# PROVIDED ENTRIES:
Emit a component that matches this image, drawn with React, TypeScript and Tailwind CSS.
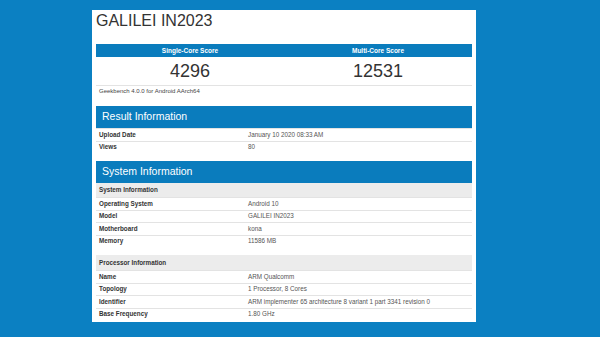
import React from "react";

const font = { fontFamily: '"Liberation Sans", Arial, sans-serif' };

function Row({ label, value }: { label: string; value: string }) {
  return (
    <div className="grid grid-cols-[149px_1fr] h-[12.5px] items-center border-t border-[#e3e3e3] first:border-t-0">
      <div className="pl-[3px] text-[6.3px] font-bold text-[#333] leading-none">{label}</div>
      <div className="pl-[3px] text-[6.3px] text-[#555] leading-none">{value}</div>
    </div>
  );
}

function Bar({ title }: { title: string }) {
  return (
    <div className="h-[22px] bg-[#0a7cbd] flex items-center pl-[6px] text-white text-[10.5px]">
      {title}
    </div>
  );
}

function Sub({ title, h }: { title: string; h: string }) {
  return (
    <div className={`${h} bg-[#ececec] flex items-center pl-[3px] text-[6.3px] font-bold text-[#333]`}>
      {title}
    </div>
  );
}

export default function App() {
  return (
    <div className="w-[600px] h-[337px] bg-[#0b80c2] overflow-hidden pt-[10px] pl-[92px]" style={font}>
      <div className="w-[384px] h-[312px] bg-white px-[4px]">
        <div className="h-[34px] pt-[1px]">
          <div className="text-[16px] leading-[20px] text-[#333]">GALILEI IN2023</div>
        </div>
        <div className="h-[13px] bg-[#0a7cbd] grid grid-cols-2 items-center text-white text-[6.5px] font-bold text-center">
          <div>Single-Core Score</div>
          <div>Multi-Core Score</div>
        </div>
        <div className="h-[29px] grid grid-cols-2 border-b border-[#e3e3e3] text-center text-[18px] leading-[28px] text-[#333]">
          <div>4296</div>
          <div>12531</div>
        </div>
        <div className="h-[11px] leading-[11px] pl-[3px] text-[6px] text-[#444]">
          Geekbench 4.0.0 for Android AArch64
        </div>
        <div className="mt-[9px]">
          <Bar title="Result Information" />
          <Row label="Upload Date" value="January 10 2020 08:33 AM" />
          <Row label="Views" value="80" />
        </div>
        <div className="mt-[8px]">
          <Bar title="System Information" />
          <Sub title="System Information" h="h-[14px]" />
          <Row label="Operating System" value="Android 10" />
          <Row label="Model" value="GALILEI IN2023" />
          <Row label="Motherboard" value="kona" />
          <Row label="Memory" value="11586 MB" />
          <div className="mt-[8px]">
            <Sub title="Processor Information" h="h-[15px]" />
            <Row label="Name" value="ARM Qualcomm" />
            <Row label="Topology" value="1 Processor, 8 Cores" />
            <Row label="Identifier" value="ARM implementer 65 architecture 8 variant 1 part 3341 revision 0" />
            <Row label="Base Frequency" value="1.80 GHz" />
          </div>
        </div>
      </div>
    </div>
  );
}
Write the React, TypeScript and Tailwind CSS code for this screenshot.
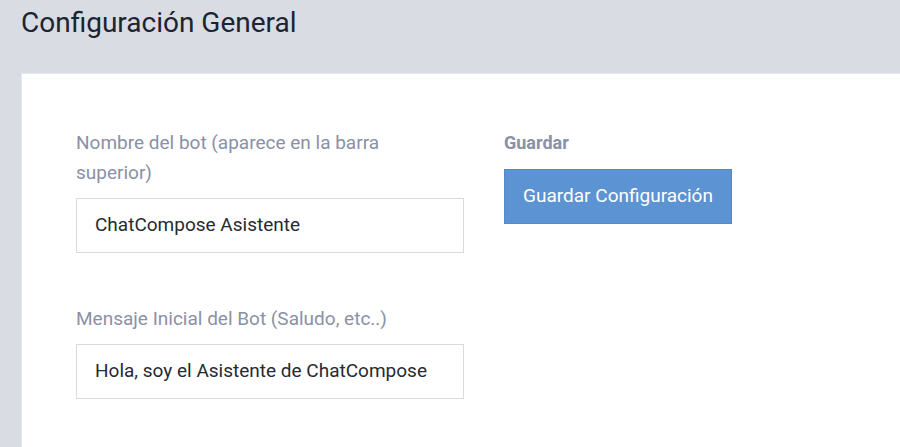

# BRIEF:
Output a faithful copy of the data, with each picture left out.

# COMPLETE OUTPUT:
Emit a component that matches this image, drawn with React, TypeScript and Tailwind CSS.
import React from "react";

const font = { fontFamily: '"Liberation Sans", Arial, sans-serif' };

function Row({ label, value }: { label: string; value: string }) {
  return (
    <div className="grid grid-cols-[149px_1fr] h-[12.5px] items-center border-t border-[#e3e3e3] first:border-t-0">
      <div className="pl-[3px] text-[6.3px] font-bold text-[#333] leading-none">{label}</div>
      <div className="pl-[3px] text-[6.3px] text-[#555] leading-none">{value}</div>
    </div>
  );
}

function Bar({ title }: { title: string }) {
  return (
    <div className="h-[22px] bg-[#0a7cbd] flex items-center pl-[6px] text-white text-[10.5px]">
      {title}
    </div>
  );
}

function Sub({ title, h }: { title: string; h: string }) {
  return (
    <div className={`${h} bg-[#ececec] flex items-center pl-[3px] text-[6.3px] font-bold text-[#333]`}>
      {title}
    </div>
  );
}

export default function App() {
  return (
    <div className="w-[600px] h-[337px] bg-[#0b80c2] overflow-hidden pt-[10px] pl-[92px]" style={font}>
      <div className="w-[384px] h-[312px] bg-white px-[4px]">
        <div className="h-[34px] pt-[1px]">
          <div className="text-[16px] leading-[20px] text-[#333]">GALILEI IN2023</div>
        </div>
        <div className="h-[13px] bg-[#0a7cbd] grid grid-cols-2 items-center text-white text-[6.5px] font-bold text-center">
          <div>Single-Core Score</div>
          <div>Multi-Core Score</div>
        </div>
        <div className="h-[29px] grid grid-cols-2 border-b border-[#e3e3e3] text-center text-[18px] leading-[28px] text-[#333]">
          <div>4296</div>
          <div>12531</div>
        </div>
        <div className="h-[11px] leading-[11px] pl-[3px] text-[6px] text-[#444]">
          Geekbench 4.0.0 for Android AArch64
        </div>
        <div className="mt-[9px]">
          <Bar title="Result Information" />
          <Row label="Upload Date" value="January 10 2020 08:33 AM" />
          <Row label="Views" value="80" />
        </div>
        <div className="mt-[8px]">
          <Bar title="System Information" />
          <Sub title="System Information" h="h-[14px]" />
          <Row label="Operating System" value="Android 10" />
          <Row label="Model" value="GALILEI IN2023" />
          <Row label="Motherboard" value="kona" />
          <Row label="Memory" value="11586 MB" />
          <div className="mt-[8px]">
            <Sub title="Processor Information" h="h-[15px]" />
            <Row label="Name" value="ARM Qualcomm" />
            <Row label="Topology" value="1 Processor, 8 Cores" />
            <Row label="Identifier" value="ARM implementer 65 architecture 8 variant 1 part 3341 revision 0" />
            <Row label="Base Frequency" value="1.80 GHz" />
          </div>
        </div>
      </div>
    </div>
  );
}
Write the React, TypeScript and Tailwind CSS code for this screenshot.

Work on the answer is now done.